Friday, 19 April 2013

Worthy but dull

And so to the theatre. Or not, in this particular case. West Yorkshire Playhouse's third Transform festival sees them, among other things, putting on a show at Kirkgate market. I wasn't entirely sure what to expect, and so while waiting outside to be let in neither I nor anyone else was at all surprised to be waved at by someone in a giant panda suit from the top of the nearby multi-storey car park.


However, it soon became apparent that this wasn't anything to do with what we were there for, but was just one of those random surreal moments that occur from time to time. Well they do in my life anyway. In fact, it all rather brought to mind the episode that I witnessed once involving the Reverend Ian Paisley and a giraffe. Of course, now that I have got to grips with this blogging lark, I realise that one has to ration one's material and so that story will have to wait for another day.

The Reverend Ian Paisley as a child

Where was I? Ah yes, 'The Market' was a combination of sketches and tableau vivant put on by a combination of professional and community actors telling the history of the market - fires, bombs, characters, Marks & Spencers, decline - over the last one hundred and fifty years. For those not familiar with central Leeds, the market is one of the largest covered markets in Europe and some of it, especially the 1904 hall, is architecturally splendid.



So, what about the show? well, one of this blog's followers (Oh, alright, its only follower) is fond of spicing up his wargaming blog with a quick reference to Bertolt Brecht, and I could do worse than follow his example. The show was Brechtian. In fact so much did they breach the fourth wall that one of the group I was with (one was led around the market in groups from performance site to performance site) kept interrupting the actors. At first the rest of us assumed that she was part of the show, but she was simply a Kirkgate Market enthusiast. Possibly, like most British people she only goes to the theatre once a year and therefore honestly believes that all plays are interspersed with cries from the audience of "He's behind you." and "Oh no he isn't.". The art form has only been going for about two and a half thousand years so it's not surprising that some people haven't quite caught up with it yet.

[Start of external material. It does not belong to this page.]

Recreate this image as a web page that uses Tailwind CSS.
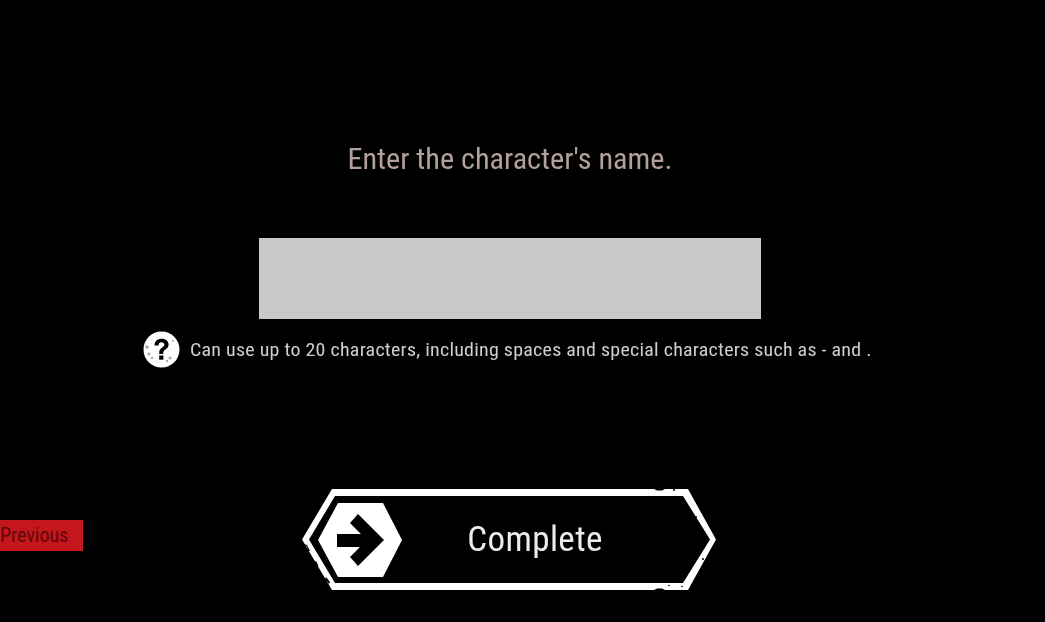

The message that we were meant to take away - this was Brechtian remember - was that 'they' are going to change the market and that 'we' can like it or lump it. Which is, I suspect, what drove my fellow playgoer to repeatedly shout "There's nothing wrong with it the way it is.", even though she's clearly wrong. A French friend of mine who lives in Leeds has often complained that in France the market would be the place where everyone went as a first choice to buy food. "Listen very carefully," she says "for I will say this only once; the market is merde.". And she's right.